Prior to Elijah's ascent, in Elisha's company, separates the Jordan waters.

 

Elijah's ascent into heaven is thorough "Merkavism". After "dividing the waters" of the Jordan, suddenly a chariot of fire and horses of fire appeared and Elijah went up into heaven in a whirlwind. Elisha saw this and cried, "My father, my father! The chariots and horsemen of Israel!"

 

Note: This is the first mention of the "chariot and horses" aspect of the "Merkavah". This imagery is to be developed substantially in further scripture.

 

Psalms

 

Psalms is full of references to G-D on His Throne, Zion as His Holy Mountain, Earth as His Footstool and Crowning images of Spiritual Regality.

 

Psalm 11: The Lord is in his holy temple, the Lord is on his heavenly throne.

 

Ps 19: In the heavens he has pitched a tent for the sun, which is like a bridegroom coming forth from his pavilion.

 

Note: The tent relates to the canvas awnings that protect the worshippers from heat and light, when inside the proposed structure.

 

Ps 36: Both high and low find refuge in the shadow of your wings.
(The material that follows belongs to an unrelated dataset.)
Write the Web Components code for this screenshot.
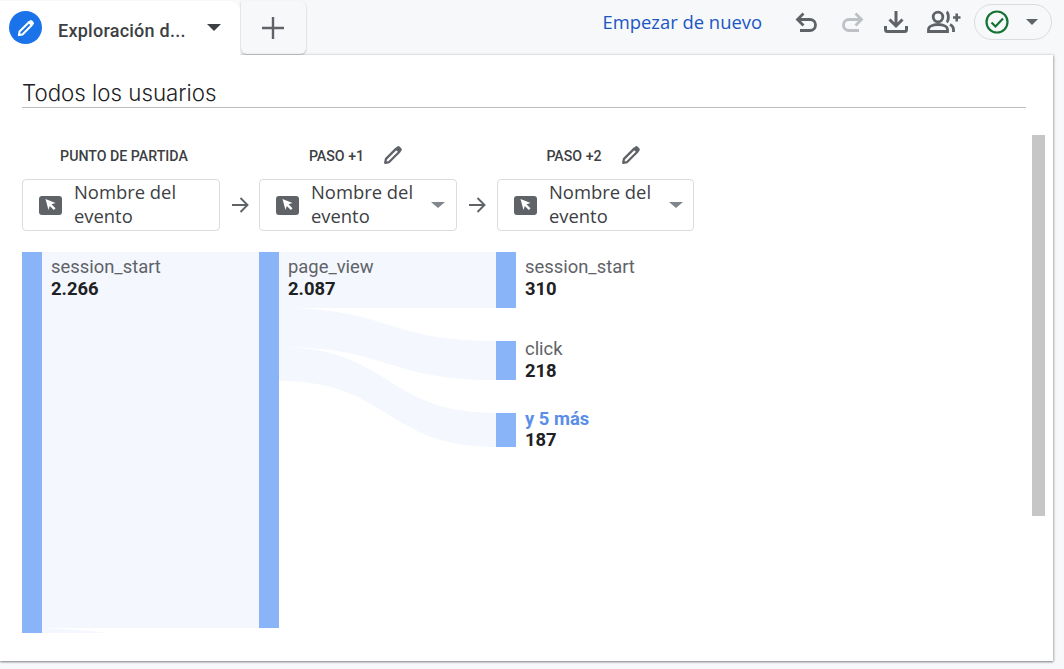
<!DOCTYPE html>
<html lang="es">
<head>
<meta charset="utf-8">
<title>Exploración</title>
<style>
html, body { margin: 0; height: 100%; overflow: hidden; background: #f7f8fa; font-family: Roboto, "Liberation Sans", sans-serif; }
</style>
</head>
<body>
<ga-toolbar>
  <ga-tab>Exploración d...</ga-tab>
  <ga-add-tab></ga-add-tab>
  <ga-actions>Empezar de nuevo</ga-actions>
</ga-toolbar>
<ga-card title-text="Todos los usuarios">
  <ga-steps>
    <ga-step label="PUNTO DE PARTIDA" fixed>Nombre del evento</ga-step>
    <ga-arrow></ga-arrow>
    <ga-step label="PASO +1">Nombre del evento</ga-step>
    <ga-arrow wide></ga-arrow>
    <ga-step label="PASO +2">Nombre del evento</ga-step>
  </ga-steps>
  <ga-sankey>
    <ga-node style="left:0;top:0" name="session_start" value="2.266"></ga-node>
    <ga-node style="left:237px;top:0" name="page_view" value="2.087"></ga-node>
    <ga-node style="left:474px;top:0" name="session_start" value="310"></ga-node>
    <ga-node style="left:474px;top:82px" name="click" value="218"></ga-node>
    <ga-node style="left:474px;top:153px" name="y 5 más" value="187" more></ga-node>
  </ga-sankey>
</ga-card>

<script>
// small helper, every element gets an open shadow root from its template
function makeTemplate(html) {
  var t = document.createElement("template");
  t.innerHTML = html;
  return t;
}

// hollow body, solid head, same shape in the tab badge and the step headers
var PENCIL = '<path d="M3.500 20.500l.8-4.300L15.500 5l3.500 3.500L7.800 19.700z" fill="none" stroke="currentColor" stroke-width="2.500" stroke-linejoin="round"/><path d="M15 4.500l1.500-1.500a2 2 0 0 1 2.800 0l1.700 1.700a2 2 0 0 1 0 2.800L19.500 9z" fill="currentColor"/>';

var toolbarTpl = makeTemplate(`
<style>
:host { display: flex; height: 55px; align-items: flex-start; box-sizing: border-box; }
</style>
<slot></slot>`);

var tabTpl = makeTemplate(`
<style>
:host { display: flex; align-items: center; box-sizing: border-box; width: 240px; height: 54px; margin-top: 1px;
  background: #fff; border-radius: 0 10px 0 0; position: relative; z-index: 1; padding-left: 9px;
  font: 500 18px Roboto, sans-serif; letter-spacing: .25px; color: #3c4043; }
.badge { width: 33px; height: 33px; border-radius: 50%; background: #1a73e8; color: #fff; display: flex; align-items: center; justify-content: center; flex: none; margin-top: -1px; }
.label { margin-left: 16px; width: 149px; white-space: nowrap; margin-top: 5px; }
.caret { width: 0; height: 0; border-left: 7px solid transparent; border-right: 7px solid transparent; border-top: 7px solid #3c4043; margin-top: -2px; }
</style>
<span class="badge"><svg width="20" height="20" viewBox="0 0 24 24">${PENCIL}</svg></span>
<span class="label"><slot></slot></span>
<span class="caret"></span>`);

var addTpl = makeTemplate(`
<style>
:host { display: flex; align-items: center; justify-content: center; width: 65px; height: 53px; margin: 1px 0 0 1px; box-sizing: border-box; padding-right: 2px;
  background: #f7f8fa; border-radius: 0 6px 6px 6px; box-shadow: 0 1px 2px rgba(60,64,67,.35); color: #5f6368; }
</style>
<svg width="24" height="24" viewBox="0 0 24 24"><path d="M12 1v22M1 12h22" stroke="currentColor" stroke-width="2.400"/></svg>`);

var actionsTpl = makeTemplate(`
<style>
:host { display: flex; align-items: center; margin-left: auto; height: 44px; color: #5f6368; padding-right: 12px; }
.reset { font: 500 18.400px "Open Sans", sans-serif; color: #1a56c4; margin-right: 32px; white-space: nowrap; margin-top: -1px; }
svg { display: block; flex: none; }
.undo { margin-right: 23px; }
.redo { margin-right: 19px; color: #bdc1c6; }
.down { margin-right: 19px; }
.share { margin-right: 13px; }
.status { display: flex; align-items: center; box-sizing: border-box; width: 78px; height: 36px; border: 1px solid #dadce0; border-radius: 18px; padding-left: 10px; }
.caret { width: 0; height: 0; border-left: 6px solid transparent; border-right: 6px solid transparent; border-top: 6px solid #5f6368; margin-left: 17px; }
</style>
<span class="reset"><slot></slot></span>
<svg class="undo" width="24" height="24" viewBox="0 0 24 24" fill="none" stroke="currentColor" stroke-width="2.800"><path d="M9.500 3.500L3.500 9.500l6 6M3.500 9.500H16a5 5 0 0 1 0 11H6"/></svg>
<svg class="redo" width="24" height="24" viewBox="0 0 24 24" fill="none" stroke="currentColor" stroke-width="2.800"><path d="M14.500 3.500l6 6-6 6M20.500 9.500H8a5 5 0 0 0 0 11h10"/></svg>
<svg class="down" width="24" height="24" viewBox="0 0 24 24" fill="none" stroke="currentColor" stroke-width="3"><path d="M12 1v15M5.500 9.500L12 16l6.500-6.500M1.500 16v3.500a2 2 0 0 0 2 2h17a2 2 0 0 0 2-2V16"/></svg>
<svg class="share" width="34" height="24" viewBox="0 0 34 24" fill="none" stroke="currentColor" stroke-width="2.800"><circle cx="11" cy="7" r="4.800"/><path d="M1.500 21.500v-2c0-3 4-5 9.500-5s9.500 2 9.500 5v2zM19.500 2c2.500 1.200 2.500 8.800 0 10M23 14.500c2 1 3.500 2.500 3.500 5V22"/><path d="M26 7.500h7.500M29.700 3.500v8" stroke-width="2.600"/></svg>
<span class="status">
  <svg width="24" height="24" viewBox="0 0 24 24" fill="none" stroke="#137333" stroke-width="2.200"><circle cx="12" cy="12" r="10.500"/><path d="M6.500 12.500l4 4 7.500-8"/></svg>
  <span class="caret"></span>
</span>`);

var cardTpl = makeTemplate(`
<style>
:host { display: block; position: relative; box-sizing: border-box; width: 1053px; height: 606px; background: #fff;
  box-shadow: 0 1px 2px rgba(60,64,67,.6), 1px 0 3px rgba(60,64,67,.2); padding: 0 27px 0 22px; }
.title { box-sizing: border-box; height: 53px; border-bottom: 1px solid #bdbdbd; padding-top: 22px;
  font: 350 22.300px/32px Inter, sans-serif; color: #202124; white-space: nowrap; }
.bar { position: absolute; left: 1032px; top: 80px; width: 13px; height: 381px; background: #c6c6c6; }
</style>
<div class="title"></div>
<slot></slot>
<div class="bar"></div>`);

var stepsTpl = makeTemplate(`
<style>
:host { display: flex; margin-top: 37px; }
</style>
<slot></slot>`);

var stepTpl = makeTemplate(`
<style>
:host { display: block; width: 198px; flex: none; }
:host(:last-child) { width: 197px; }
.head { display: flex; justify-content: center; align-items: center; height: 20px; gap: 18px; margin-bottom: 14px; padding-right: 3px;
  font: 500 14.200px Roboto, sans-serif; color: #3c4043; white-space: nowrap; }
.lbl { margin-top: 2px; }
:host([fixed]) .head { padding: 0 0 0 6px; }
.head svg { color: #5f6368; display: block; }
.box { box-sizing: border-box; height: 52px; border: 1px solid #dadce0; border-radius: 4px; display: flex; align-items: center; padding-left: 16px; }
.ico { flex: none; width: 23px; height: 19px; border-radius: 3px; background: #5f6368; display: flex; align-items: center; justify-content: center; }
.txt { margin-left: 12px; width: 117px; margin-top: -2px; font: 400 18.400px/24px "Open Sans", sans-serif; color: #3c4043; }
.caret { width: 0; height: 0; border-left: 7px solid transparent; border-right: 7px solid transparent; border-top: 6px solid #80868b; margin-left: 3px; }
:host([fixed]) .caret, :host([fixed]) .pen { display: none; }
</style>
<div class="head"><span class="lbl"></span><svg class="pen" width="22" height="22" viewBox="0 0 24 24">${PENCIL}</svg></div>
<div class="box">
  <span class="ico"><svg width="14" height="14" viewBox="0 0 14 14"><path d="M1.500 1l10 4-4 1.300 4 4-1.700 1.700-4-4L4.500 12z" fill="#fff"/></svg></span>
  <span class="txt"><slot></slot></span>
  <span class="caret"></span>
</div>`);

var arrowTpl = makeTemplate(`
<style>
:host { display: flex; flex: none; width: 39px; height: 52px; align-self: flex-end; align-items: center; justify-content: center; color: #5f6368; }
:host([wide]) { width: 40px; }
</style>
<svg width="18" height="18" viewBox="0 0 18 18" fill="none" stroke="currentColor" stroke-width="1.900"><path d="M1 9h15.500M9.500 2l7 7-7 7"/></svg>`);

var sankeyTpl = makeTemplate(`
<style>
:host { display: block; position: relative; margin-top: 21px; height: 381px; }
svg { position: absolute; left: 0; top: 0; display: block; }
</style>
<svg width="520" height="381" viewBox="22 252 520 381">
  <g fill="#f4f7fe">
    <rect x="42" y="252" width="217" height="376"/>
    <path d="M42 628C70 629 90 631 108 633H42z"/>
    <rect x="279" y="252" width="217" height="56"/>
    <path d="M279 308C390 308 385 341 496 341V380C385 380 390 347 279 347z"/>
    <path d="M279 347C390 347 385 413 496 413V447C385 447 390 381 279 381z"/>
  </g>
  <g fill="#8ab4f8">
    <rect x="22" y="252" width="20" height="381"/>
    <rect x="259" y="252" width="20" height="376"/>
    <rect x="496" y="252" width="20" height="56"/>
    <rect x="496" y="341" width="20" height="39"/>
    <rect x="496" y="413" width="20" height="34"/>
  </g>
</svg>
<slot></slot>`);

var nodeTpl = makeTemplate(`
<style>
:host { display: block; position: absolute; padding: 3px 0 0 29px; white-space: nowrap; }
.name { font: 400 18.400px/24px Roboto, sans-serif; color: #5f6368; }
.val { font: 700 18.400px/20px Roboto, sans-serif; color: #202124; }
:host([more]) .name { font-weight: 700; color: #5a8ee8; line-height: 22px; }
</style>
<div class="name"></div>
<div class="val"></div>`);

class GaBase extends HTMLElement {
  constructor(tpl) {
    super();
    this.attachShadow({ mode: "open" });
    this.shadowRoot.appendChild(tpl.content.cloneNode(true));
  }
}

class GaToolbar extends GaBase { constructor() { super(toolbarTpl); } }
class GaTab extends GaBase { constructor() { super(tabTpl); } }
class GaAddTab extends GaBase { constructor() { super(addTpl); } }
class GaActions extends GaBase { constructor() { super(actionsTpl); } }
class GaSteps extends GaBase { constructor() { super(stepsTpl); } }
class GaArrow extends GaBase { constructor() { super(arrowTpl); } }
class GaSankey extends GaBase { constructor() { super(sankeyTpl); } }

class GaCard extends GaBase {
  constructor() { super(cardTpl); }
  connectedCallback() {
    this.shadowRoot.querySelector(".title").textContent = this.getAttribute("title-text");
  }
}

class GaStep extends GaBase {
  constructor() { super(stepTpl); }
  connectedCallback() {
    this.shadowRoot.querySelector(".lbl").textContent = this.getAttribute("label");
  }
}

class GaNode extends GaBase {
  constructor() { super(nodeTpl); }
  connectedCallback() {
    this.shadowRoot.querySelector(".name").textContent = this.getAttribute("name");
    this.shadowRoot.querySelector(".val").textContent = this.getAttribute("value");
  }
}

customElements.define("ga-toolbar", GaToolbar);
customElements.define("ga-tab", GaTab);
customElements.define("ga-add-tab", GaAddTab);
customElements.define("ga-actions", GaActions);
customElements.define("ga-card", GaCard);
customElements.define("ga-steps", GaSteps);
customElements.define("ga-step", GaStep);
customElements.define("ga-arrow", GaArrow);
customElements.define("ga-sankey", GaSankey);
customElements.define("ga-node", GaNode);
</script>
</body>
</html>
They feast on the abundance of your house.

 

Ps 45: Your Throne, O G-D, will last forever and ever; a sceptre of justice will be the sceptre of your kingdom.  Note: The Boaz pillar is symbol of justice.

 

Ps 46: There is a river whose streams make glad the city of G-D, the Holy Place where the Most High dwells.

 

Ps 47: G-d reigns over the nations; G-d is seated on his Holy Throne. The nobles of the nations assemble as the people of the G-D of Abraham. (Abraham's descendants)

 

 Ps 48: ...in the city of our G-D, His Holy Mountain. It is beautiful in its loftiness, the joy of the whole earth. Like the utmost heights... is Mount Zion, the City of the Great King. G-D is in her citadels. Walk around Zion, go around her, count her towers, consider well her ramparts and view her citadels.

 

Ps 61: I long to dwell in your tent forever and take refuge in the shelter of your wings.

 

Ps 91: He who dwells in the shelter of the Most High will rest in the shadow of the Almighty. Under his wings you will find refuge; his faithfulness will be your shield and rampart.

 

Ps 93: The Lord reigns, he is robed in majesty, and is armed with strength. The world is firmly established, it cannot be moved.

 

Ps 99: ...worship at his footstool.

 

Ps 103: The Lord establishes his Throne in Heaven and his Heaven rules over all.

 

Ps 104: ...you are clothed with splendour and majesty. He wraps himself in light as with a garment.

 

He stretches out the heavens like a tent and he lays the beams of his upper chambers on their waters.

 

Note: A fuller read of Psalms gives further images and statements that can be interpreted by the proposed structure.